**What is needed**
The data below should be restated word for word, with every picture omitted.

**Data lines**
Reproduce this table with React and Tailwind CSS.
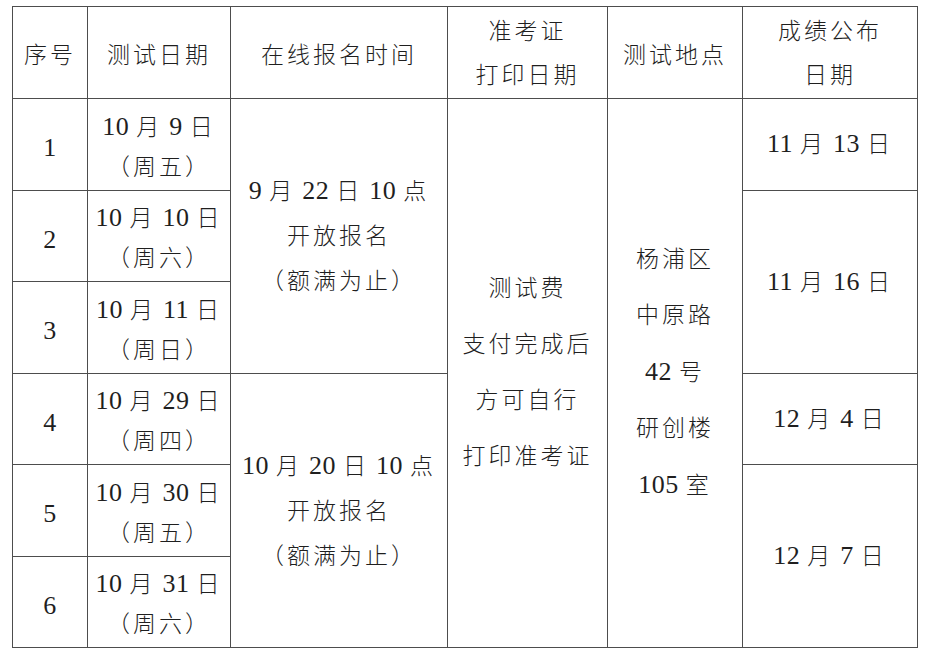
const font = { fontFamily: '"Liberation Serif", "Noto Sans CJK SC", serif' };

const dates = [
  { no: '1', date: '10 月 9 日', week: '（周五）', h: 'h-[92px]' },
  { no: '2', date: '10 月 10 日', week: '（周六）', h: 'h-[91px]' },
  { no: '3', date: '10 月 11 日', week: '（周日）', h: 'h-[92px]' },
  { no: '4', date: '10 月 29 日', week: '（周四）', h: 'h-[91px]' },
  { no: '5', date: '10 月 30 日', week: '（周五）', h: 'h-[92px]' },
  { no: '6', date: '10 月 31 日', week: '（周六）', h: 'h-[91px]' },
];

const cell = 'border border-[#4d4d4d] text-center align-middle p-0';

// digits and spaces are set in the latin serif, a bit larger, like the source doc
function T({ children }) {
  const parts = children.match(/[0-9 ]+|[^0-9 ]+/g) || [];
  return parts.map((p, i) =>
    /[0-9 ]/.test(p[0]) ? (
      <span key={i} className="text-[26px] tracking-[0.5px]">{p}</span>
    ) : (
      <span key={i} className="font-light">{p}</span>
    )
  );
}

function Lines({ items, leading }) {
  return (
    <div className={`flex flex-col items-center ${leading}`}>
      {items.map((t, i) => (
        <div key={i} className="whitespace-nowrap"><T>{t}</T></div>
      ))}
    </div>
  );
}

export default function App() {
  return (
    <div className="w-[925px] h-[651px] bg-white pl-[12px] pt-[6px] text-[#1f1f1f] overflow-hidden" style={font}>
      <table className="table-fixed border-collapse w-[905px] text-[23px] tracking-[3px]">
        <colgroup>
          <col className="w-[75px]" />
          <col className="w-[143px]" />
          <col className="w-[217px]" />
          <col className="w-[160px]" />
          <col className="w-[135px]" />
          <col className="w-[175px]" />
        </colgroup>
        <thead>
          <tr className="h-[92px]">
            <th className={`${cell} font-normal pt-[6px] leading-[30px]`}><T>序号</T></th>
            <th className={`${cell} font-normal pt-[6px] leading-[30px]`}><T>测试日期</T></th>
            <th className={`${cell} font-normal pt-[6px] leading-[30px]`}><T>在线报名时间</T></th>
            <th className={`${cell} font-normal pt-[2px]`}>
              <Lines items={['准考证', '打印日期']} leading="leading-[44px]" />
            </th>
            <th className={`${cell} font-normal pt-[6px] leading-[30px]`}><T>测试地点</T></th>
            <th className={`${cell} font-normal pt-[2px]`}>
              <Lines items={['成绩公布', '日期']} leading="leading-[44px]" />
            </th>
          </tr>
        </thead>
        <tbody>
          {dates.map((d, i) => (
            <tr key={d.no} className={d.h}>
              <td className={`${cell} tracking-normal pt-[8px] leading-[30px]`}><T>{d.no}</T></td>
              <td className={`${cell} pt-[5px]`}>
                <Lines items={[d.date, d.week]} leading="leading-[40px]" />
              </td>
              {i === 0 && (
                <td rowSpan={3} className={cell}>
                  <Lines items={['9 月 22 日 10 点', '开放报名', '（额满为止）']} leading="leading-[45px]" />
                </td>
              )}
              {i === 3 && (
                <td rowSpan={3} className={cell}>
                  <Lines items={['10 月 20 日 10 点', '开放报名', '（额满为止）']} leading="leading-[45px]" />
                </td>
              )}
              {i === 0 && (
                <td rowSpan={6} className={cell}>
                  <Lines items={['测试费', '支付完成后', '方可自行', '打印准考证']} leading="leading-[56px]" />
                </td>
              )}
              {i === 0 && (
                <td rowSpan={6} className={cell}>
                  <Lines items={['杨浦区', '中原路', '42 号', '研创楼', '105 室']} leading="leading-[56px]" />
                </td>
              )}
              {i === 0 && <td className={`${cell} leading-[30px]`}><T>11 月 13 日</T></td>}
              {i === 1 && <td rowSpan={2} className={`${cell} leading-[30px]`}><T>11 月 16 日</T></td>}
              {i === 3 && <td className={`${cell} leading-[30px]`}><T>12 月 4 日</T></td>}
              {i === 4 && <td rowSpan={2} className={`${cell} leading-[30px]`}><T>12 月 7 日</T></td>}
            </tr>
          ))}
        </tbody>
      </table>
    </div>
  );
}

**Task response**
Reproduce this table with React and Tailwind CSS.
const font = { fontFamily: '"Liberation Serif", "Noto Sans CJK SC", serif' };

const dates = [
  { no: '1', date: '10 月 9 日', week: '（周五）', h: 'h-[92px]' },
  { no: '2', date: '10 月 10 日', week: '（周六）', h: 'h-[91px]' },
  { no: '3', date: '10 月 11 日', week: '（周日）', h: 'h-[92px]' },
  { no: '4', date: '10 月 29 日', week: '（周四）', h: 'h-[91px]' },
  { no: '5', date: '10 月 30 日', week: '（周五）', h: 'h-[92px]' },
  { no: '6', date: '10 月 31 日', week: '（周六）', h: 'h-[91px]' },
];

const cell = 'border border-[#4d4d4d] text-center align-middle p-0';

// digits and spaces are set in the latin serif, a bit larger, like the source doc
function T({ children }) {
  const parts = children.match(/[0-9 ]+|[^0-9 ]+/g) || [];
  return parts.map((p, i) =>
    /[0-9 ]/.test(p[0]) ? (
      <span key={i} className="text-[26px] tracking-[0.5px]">{p}</span>
    ) : (
      <span key={i} className="font-light">{p}</span>
    )
  );
}

function Lines({ items, leading }) {
  return (
    <div className={`flex flex-col items-center ${leading}`}>
      {items.map((t, i) => (
        <div key={i} className="whitespace-nowrap"><T>{t}</T></div>
      ))}
    </div>
  );
}

export default function App() {
  return (
    <div className="w-[925px] h-[651px] bg-white pl-[12px] pt-[6px] text-[#1f1f1f] overflow-hidden" style={font}>
      <table className="table-fixed border-collapse w-[905px] text-[23px] tracking-[3px]">
        <colgroup>
          <col className="w-[75px]" />
          <col className="w-[143px]" />
          <col className="w-[217px]" />
          <col className="w-[160px]" />
          <col className="w-[135px]" />
          <col className="w-[175px]" />
        </colgroup>
        <thead>
          <tr className="h-[92px]">
            <th className={`${cell} font-normal pt-[6px] leading-[30px]`}><T>序号</T></th>
            <th className={`${cell} font-normal pt-[6px] leading-[30px]`}><T>测试日期</T></th>
            <th className={`${cell} font-normal pt-[6px] leading-[30px]`}><T>在线报名时间</T></th>
            <th className={`${cell} font-normal pt-[2px]`}>
              <Lines items={['准考证', '打印日期']} leading="leading-[44px]" />
            </th>
            <th className={`${cell} font-normal pt-[6px] leading-[30px]`}><T>测试地点</T></th>
            <th className={`${cell} font-normal pt-[2px]`}>
              <Lines items={['成绩公布', '日期']} leading="leading-[44px]" />
            </th>
          </tr>
        </thead>
        <tbody>
          {dates.map((d, i) => (
            <tr key={d.no} className={d.h}>
              <td className={`${cell} tracking-normal pt-[8px] leading-[30px]`}><T>{d.no}</T></td>
              <td className={`${cell} pt-[5px]`}>
                <Lines items={[d.date, d.week]} leading="leading-[40px]" />
              </td>
              {i === 0 && (
                <td rowSpan={3} className={cell}>
                  <Lines items={['9 月 22 日 10 点', '开放报名', '（额满为止）']} leading="leading-[45px]" />
                </td>
              )}
              {i === 3 && (
                <td rowSpan={3} className={cell}>
                  <Lines items={['10 月 20 日 10 点', '开放报名', '（额满为止）']} leading="leading-[45px]" />
                </td>
              )}
              {i === 0 && (
                <td rowSpan={6} className={cell}>
                  <Lines items={['测试费', '支付完成后', '方可自行', '打印准考证']} leading="leading-[56px]" />
                </td>
              )}
              {i === 0 && (
                <td rowSpan={6} className={cell}>
                  <Lines items={['杨浦区', '中原路', '42 号', '研创楼', '105 室']} leading="leading-[56px]" />
                </td>
              )}
              {i === 0 && <td className={`${cell} leading-[30px]`}><T>11 月 13 日</T></td>}
              {i === 1 && <td rowSpan={2} className={`${cell} leading-[30px]`}><T>11 月 16 日</T></td>}
              {i === 3 && <td className={`${cell} leading-[30px]`}><T>12 月 4 日</T></td>}
              {i === 4 && <td rowSpan={2} className={`${cell} leading-[30px]`}><T>12 月 7 日</T></td>}
            </tr>
          ))}
        </tbody>
      </table>
    </div>
  );
}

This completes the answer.